Parmi eux, EELV, Génération.s, l’Union syndicale solidaires et Greenpeace. L’idée est de leur pour proposer une « coorganisation » de cette campagne qui doit se conclure par un « vaste référendum populaire » sur la sortie du nucléaire, en mars. « Nous vous proposons donc une rencontre afin d’échanger (…) et, le cas échéant, d’envisager la création d’un comité de pilotage », écrivent Mathilde Panot, députée LFI du Val-de-Marne, chargée de la campagne sur la sortie du nucléaire question et Manuel Bompard, directeur des campagnes de LFI.

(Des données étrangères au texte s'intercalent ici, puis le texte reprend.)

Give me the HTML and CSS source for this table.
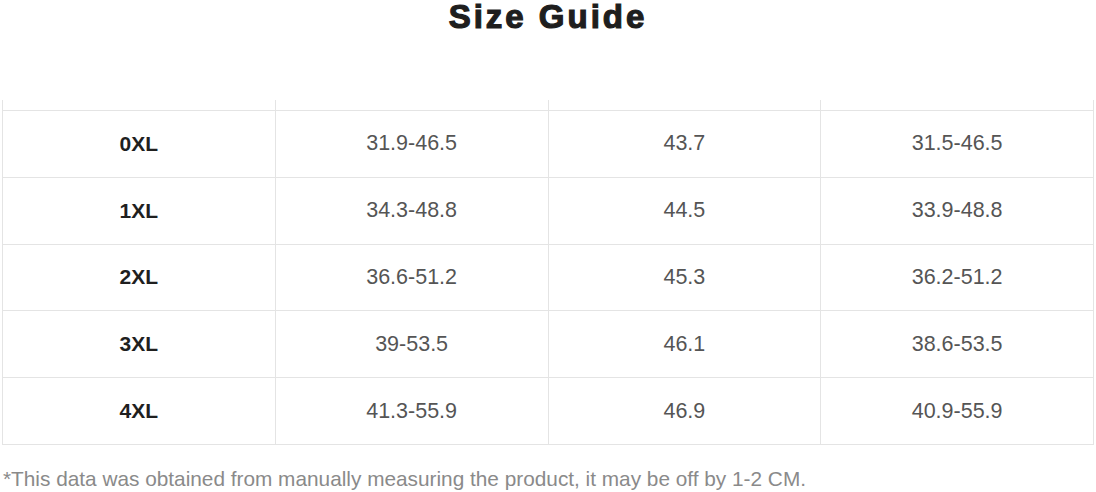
FILE: index.html
```html
<!DOCTYPE html>
<html>
<head>
<meta charset="utf-8">
<link rel="stylesheet" href="styles.css">
</head>
<body>
<div class="page">
  <h1 class="title">Size Guide</h1>
  <table class="sizes">
    <thead>
      <tr class="head"><th></th><th></th><th></th><th></th></tr>
    </thead>
    <tbody>
      <tr><td class="size">0XL</td><td>31.9-46.5</td><td>43.7</td><td>31.5-46.5</td></tr>
      <tr><td class="size">1XL</td><td>34.3-48.8</td><td>44.5</td><td>33.9-48.8</td></tr>
      <tr><td class="size">2XL</td><td>36.6-51.2</td><td>45.3</td><td>36.2-51.2</td></tr>
      <tr><td class="size">3XL</td><td>39-53.5</td><td>46.1</td><td>38.6-53.5</td></tr>
      <tr><td class="size">4XL</td><td>41.3-55.9</td><td>46.9</td><td>40.9-55.9</td></tr>
    </tbody>
  </table>
  <p class="note">*This data was obtained from manually measuring the product, it may be off by 1-2 CM.</p>
</div>
</body>
</html>
```
FILE: styles.css
```css
html, body {
  margin: 0;
  padding: 0;
  background: #ffffff;
}
.page {
  width: 1096px;
  font-family: "Liberation Sans", Arial, sans-serif;
}
.title {
  margin: 0;
  height: 101px;
  text-align: center;
  font-size: 33px;
  line-height: 35px;
  margin-top: -1px;
  font-weight: 700;
  letter-spacing: 3px;
  color: #1e1e1e;
  -webkit-text-stroke: 1.2px #1e1e1e;
}
.sizes {
  margin-left: 2px;
  width: 1092px;
  border-collapse: collapse;
  table-layout: fixed;
}
.sizes th,
.sizes td {
  border: 1px solid #e4e4e4;
  padding: 0;
  text-align: center;
}
.head th {
  height: 10px;
  border-top: none;
}
.sizes td {
  height: 65.8px;
  font-size: 21.5px;
  color: #555555;
}
.sizes td.size {
  font-size: 21px;
  font-weight: 700;
  color: #1f1f1f;
}
.note {
  margin: 22px 0 0 3px;
  font-size: 20.8px;
  color: #8a8a8a;
}
```
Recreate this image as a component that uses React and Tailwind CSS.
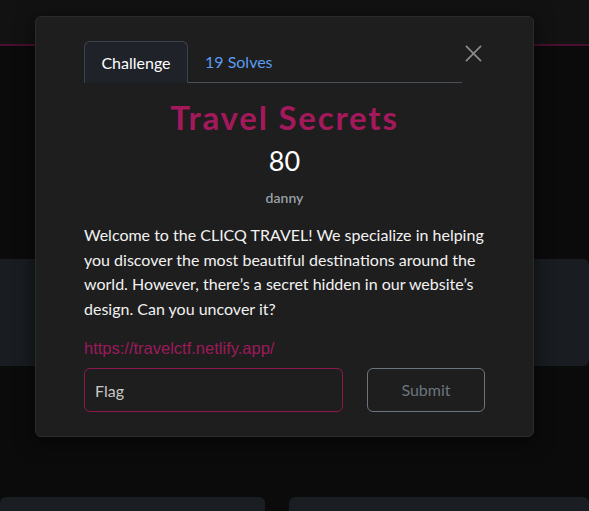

« Mélenchon cherche à nous écraser »

L’initiative est diversement appréciée. Benoît Hamon reste prudent et assure que son mouvement « regardera la proposition de LFI avec intérêt », même s’il estime que les actions communes ne « doivent pas toujours se faire autour des propositions des Insoumis ».

« On n’a pas encore décidé de ce que l’on allait répondre. Nous allons regarder ce que souhaitent faire les ONG », estime pour sa part David Cormand qui reste échaudé par le mouvement social avorté de la rentrée, où M. Mélenchon avait critiqué les syndicats.

Enfin, Yannick Jadot, ancien directeur des campagnes de Greenpeace aujourd’hui député européen, est lui, hostile à la démarche de LFI. « Mélenchon cherche à nous écraser et son mouvement veut travailler avec nous ? On ne peut pas instrumentaliser la lutte contre le nucléaire comme cela. Après avoir cannibalisé le mouvement social, ils veulent faire pareil avec le mouvement écolo », s’emporte-t-il. La quête d’unité promet, en tout cas, d’être longue et tumultueuse. Et elle n’aura rien de chevaleresque.